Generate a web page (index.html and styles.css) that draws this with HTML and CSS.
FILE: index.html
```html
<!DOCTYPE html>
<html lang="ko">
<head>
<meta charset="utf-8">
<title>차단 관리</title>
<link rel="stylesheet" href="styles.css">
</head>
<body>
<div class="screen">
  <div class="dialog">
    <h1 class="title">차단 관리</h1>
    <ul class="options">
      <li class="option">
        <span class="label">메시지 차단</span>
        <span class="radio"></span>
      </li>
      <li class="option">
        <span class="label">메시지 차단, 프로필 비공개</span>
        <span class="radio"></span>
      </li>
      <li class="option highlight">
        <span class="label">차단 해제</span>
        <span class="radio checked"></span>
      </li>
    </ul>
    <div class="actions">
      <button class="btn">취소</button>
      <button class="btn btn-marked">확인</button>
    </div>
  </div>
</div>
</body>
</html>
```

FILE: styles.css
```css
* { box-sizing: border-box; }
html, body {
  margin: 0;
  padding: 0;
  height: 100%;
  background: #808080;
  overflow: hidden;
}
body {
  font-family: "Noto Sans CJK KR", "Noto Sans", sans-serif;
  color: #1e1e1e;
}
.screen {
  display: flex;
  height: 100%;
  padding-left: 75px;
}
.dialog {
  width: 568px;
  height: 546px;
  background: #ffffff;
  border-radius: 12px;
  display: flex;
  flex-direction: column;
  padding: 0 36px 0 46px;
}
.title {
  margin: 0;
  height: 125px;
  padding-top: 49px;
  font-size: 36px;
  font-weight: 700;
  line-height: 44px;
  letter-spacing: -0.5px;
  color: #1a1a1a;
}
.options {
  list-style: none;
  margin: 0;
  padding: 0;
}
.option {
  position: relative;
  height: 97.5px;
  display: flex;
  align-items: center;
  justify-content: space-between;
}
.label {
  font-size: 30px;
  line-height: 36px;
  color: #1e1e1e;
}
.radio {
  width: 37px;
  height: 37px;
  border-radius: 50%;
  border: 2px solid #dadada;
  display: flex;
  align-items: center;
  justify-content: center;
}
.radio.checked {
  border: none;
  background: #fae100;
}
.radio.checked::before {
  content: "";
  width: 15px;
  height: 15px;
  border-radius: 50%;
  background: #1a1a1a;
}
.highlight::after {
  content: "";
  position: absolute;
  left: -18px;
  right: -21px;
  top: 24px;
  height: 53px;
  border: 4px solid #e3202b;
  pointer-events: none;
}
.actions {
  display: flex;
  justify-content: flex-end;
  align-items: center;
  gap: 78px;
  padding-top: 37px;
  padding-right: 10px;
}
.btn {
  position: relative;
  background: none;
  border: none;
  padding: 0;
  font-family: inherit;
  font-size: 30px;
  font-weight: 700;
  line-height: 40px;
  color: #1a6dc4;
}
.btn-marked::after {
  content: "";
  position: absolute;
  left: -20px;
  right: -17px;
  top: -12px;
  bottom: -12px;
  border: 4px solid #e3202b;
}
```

_Exercise objective_: Your task is to return the full listing exactly as it was given.

_Solution to this task_:
Generate a web page (index.html and styles.css) that draws this with HTML and CSS.
FILE: index.html
```html
<!DOCTYPE html>
<html lang="ko">
<head>
<meta charset="utf-8">
<title>차단 관리</title>
<link rel="stylesheet" href="styles.css">
</head>
<body>
<div class="screen">
  <div class="dialog">
    <h1 class="title">차단 관리</h1>
    <ul class="options">
      <li class="option">
        <span class="label">메시지 차단</span>
        <span class="radio"></span>
      </li>
      <li class="option">
        <span class="label">메시지 차단, 프로필 비공개</span>
        <span class="radio"></span>
      </li>
      <li class="option highlight">
        <span class="label">차단 해제</span>
        <span class="radio checked"></span>
      </li>
    </ul>
    <div class="actions">
      <button class="btn">취소</button>
      <button class="btn btn-marked">확인</button>
    </div>
  </div>
</div>
</body>
</html>
```

FILE: styles.css
```css
* { box-sizing: border-box; }
html, body {
  margin: 0;
  padding: 0;
  height: 100%;
  background: #808080;
  overflow: hidden;
}
body {
  font-family: "Noto Sans CJK KR", "Noto Sans", sans-serif;
  color: #1e1e1e;
}
.screen {
  display: flex;
  height: 100%;
  padding-left: 75px;
}
.dialog {
  width: 568px;
  height: 546px;
  background: #ffffff;
  border-radius: 12px;
  display: flex;
  flex-direction: column;
  padding: 0 36px 0 46px;
}
.title {
  margin: 0;
  height: 125px;
  padding-top: 49px;
  font-size: 36px;
  font-weight: 700;
  line-height: 44px;
  letter-spacing: -0.5px;
  color: #1a1a1a;
}
.options {
  list-style: none;
  margin: 0;
  padding: 0;
}
.option {
  position: relative;
  height: 97.5px;
  display: flex;
  align-items: center;
  justify-content: space-between;
}
.label {
  font-size: 30px;
  line-height: 36px;
  color: #1e1e1e;
}
.radio {
  width: 37px;
  height: 37px;
  border-radius: 50%;
  border: 2px solid #dadada;
  display: flex;
  align-items: center;
  justify-content: center;
}
.radio.checked {
  border: none;
  background: #fae100;
}
.radio.checked::before {
  content: "";
  width: 15px;
  height: 15px;
  border-radius: 50%;
  background: #1a1a1a;
}
.highlight::after {
  content: "";
  position: absolute;
  left: -18px;
  right: -21px;
  top: 24px;
  height: 53px;
  border: 4px solid #e3202b;
  pointer-events: none;
}
.actions {
  display: flex;
  justify-content: flex-end;
  align-items: center;
  gap: 78px;
  padding-top: 37px;
  padding-right: 10px;
}
.btn {
  position: relative;
  background: none;
  border: none;
  padding: 0;
  font-family: inherit;
  font-size: 30px;
  font-weight: 700;
  line-height: 40px;
  color: #1a6dc4;
}
.btn-marked::after {
  content: "";
  position: absolute;
  left: -20px;
  right: -17px;
  top: -12px;
  bottom: -12px;
  border: 4px solid #e3202b;
}
```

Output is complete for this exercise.